Translators Mary M.Y. Fung and David Lunde are working on a
full-length collection, which I happily look forward to. An excerpt
of V. Peneleope Pelizzon's work-in-progress The Monogahela Book
of Hours also offers a glimpse of new writing to anticipate with
eagerness. Pape contributes a haunting painting of a poem, "Red
Moon," with dual fire ravaged landscapes, mountains and heart, and
Franz Wright contributes four spare, stark, and powerful poems. Here
is an excerpt from "Scribbled Testament": "Having read the great
books / of this world only / to completely forget them again; /
having learned how to speak / this language only // (darken it up a
bit will you) / to translate my heart for you / from the original
silence" [FIELD, 10 North Professor Street, Oberlin, OH 44074.

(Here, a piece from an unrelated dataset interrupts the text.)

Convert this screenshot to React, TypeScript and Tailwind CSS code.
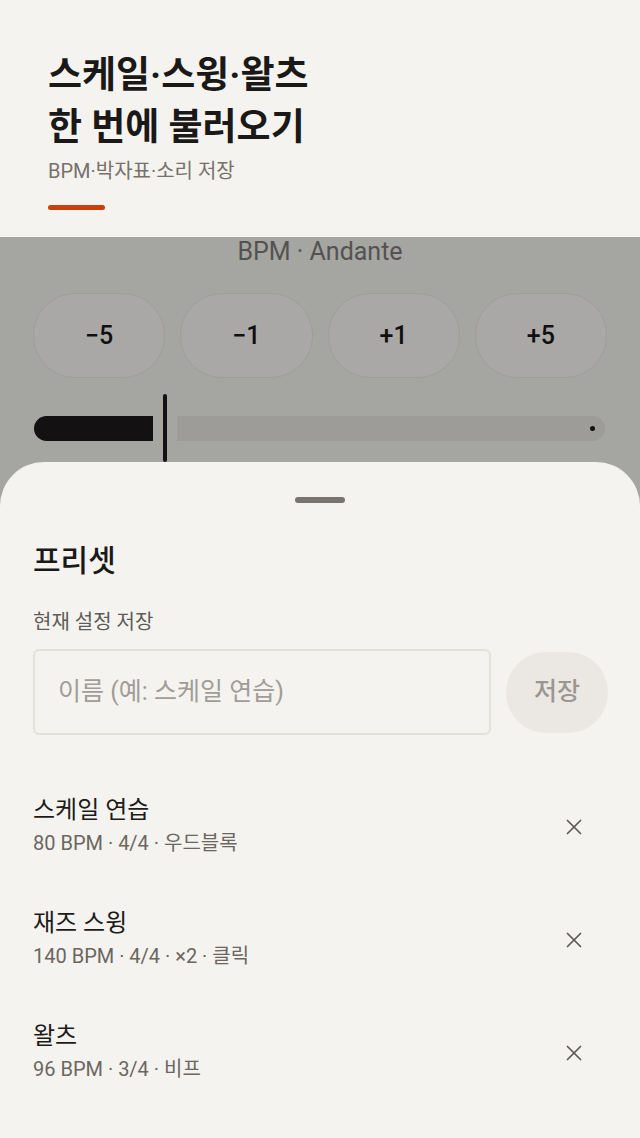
import { X } from 'lucide-react'

const PRESETS = [
  { name: '스케일 연습', meta: '80 BPM · 4/4 · 우드블록' },
  { name: '재즈 스윙', meta: '140 BPM · 4/4 · ×2 · 클릭' },
  { name: '왈츠', meta: '96 BPM · 3/4 · 비프' },
]

const STEPS = ['−5', '−1', '+1', '+5']

export default function App() {
  return (
    <div className="relative w-full h-[1138px] overflow-hidden bg-[#f4f3ef] font-['Roboto','Noto_Sans_CJK_KR',sans-serif]">
      {/* header */}
      <header className="h-[237px] px-12 pt-[50px]">
        <h1 className="text-[37px] leading-[52px] font-bold text-[#1b1918]">
          스케일·스윙·왈츠
          <br />
          한 번에 불러오기
        </h1>
        <p className="mt-[4px] text-[20px] leading-[27px] text-[#77716c]">BPM·박자표·소리 저장</p>
        <div className="mt-[20px] w-[57px] h-[5px] rounded-full bg-[#c8400c]" />
      </header>

      {/* tempo content, behind the scrim */}
      <section className="relative px-[33px]">
        <p className="text-center text-[25px] leading-[30px] text-[#7d7a77]">BPM · Andante</p>
        <div className="mt-[26px] grid grid-cols-4 gap-[15px]">
          {STEPS.map((s) => (
            <div
              key={s}
              className="h-[85px] rounded-[42px] border border-[#ebe8e3] bg-[#f9f8f5] flex items-center justify-center text-[25px] font-medium text-[#1a1817]"
            >
              {s}
            </div>
          ))}
        </div>
        <div className="mt-[16px] h-[68px] flex items-center">
          <div className="ml-[1px] w-[119px] h-[25px] rounded-l-full rounded-r-[4px] bg-[#1d1a1a]" />
          <div className="ml-[10px] w-[4px] h-[68px] rounded-full bg-[#1d1a1a]" />
          <div className="ml-[10px] mr-[2px] flex-1 h-[25px] rounded-r-full rounded-l-[4px] bg-[#e9e6e0] flex items-center justify-end pr-[10px]">
            <div className="w-[5px] h-[5px] rounded-full bg-[#1d1a1a]" />
          </div>
        </div>
      </section>

      {/* scrim */}
      <div className="absolute left-0 right-0 top-[237px] bottom-0 bg-black/[0.32]" />

      {/* bottom sheet */}
      <div className="absolute left-0 right-0 top-[462px] bottom-0 rounded-t-[44px] bg-[#f4f3ef] px-[33px]">
        <div className="mx-auto mt-[35px] w-[50px] h-[6px] rounded-full bg-[#79746f]" />
        <h2 className="mt-[38px] text-[30px] leading-[40px] font-medium text-[#1b1918]">프리셋</h2>
        <p className="mt-[28px] text-[20px] leading-[26px] text-[#5f5b57]">현재 설정 저장</p>
        <div className="mt-[14px] flex items-center gap-[15px]">
          <div className="flex-1 h-[86px] rounded-[6px] border-2 border-[#e4e1dc] flex items-center px-[23px] text-[25px] text-[#a19c97]">
            이름 (예: 스케일 연습)
          </div>
          <div className="mr-[-1px] w-[102px] h-[81px] rounded-[40px] bg-[#ebe8e4] flex items-center justify-center text-[25px] font-medium text-[#9b9691]">
            저장
          </div>
        </div>
        <ul className="mt-[43px]">
          {PRESETS.map((p) => (
            <li key={p.name} className="h-[113px] pt-[17px] flex items-start">
              <div className="flex-1">
                <p className="text-[24px] leading-[30px] text-[#1d1b1a]">{p.name}</p>
                <p className="mt-[6px] text-[20px] leading-[24px] text-[#6b6661]">{p.meta}</p>
              </div>
              <div className="mt-[8px] mr-[9px] w-12 h-12 flex items-center justify-center text-[#5f5b57]">
                <X size={26} strokeWidth={1.6} />
              </div>
            </li>
          ))}
        </ul>
      </div>
    </div>
  )
}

E-mail: oc.press@oberlin.edu. Single issue $7. http://www.oberlin.edu/ocpress]
- SR
The Greensboro Review
Number 75
Spring 2004
This spring issue of The Greensboro Review contains two
short stories that are simply breathtaking: Adam Berlin’s “The
Karaoke Bet” and Matt Valentine’s “Zohra.” Berlin’s piece, in its
portrayal of a soulless, lustful bookie is worth close study by any
aspiring short story writer, so perfect is its characterization,
voice, plotting, and overall thematic significance. After betting
against another man’s wife in a karaoke contest, with the trophy to
be the man’s Harvard diploma, the bookie fantasizes: “On nights when
I came home drunk, with cash in my pocket from my cash business,
with memories of hands getting broken, and memories of empty lap
dances, I’d look at the diploma and read the elaborate script . . .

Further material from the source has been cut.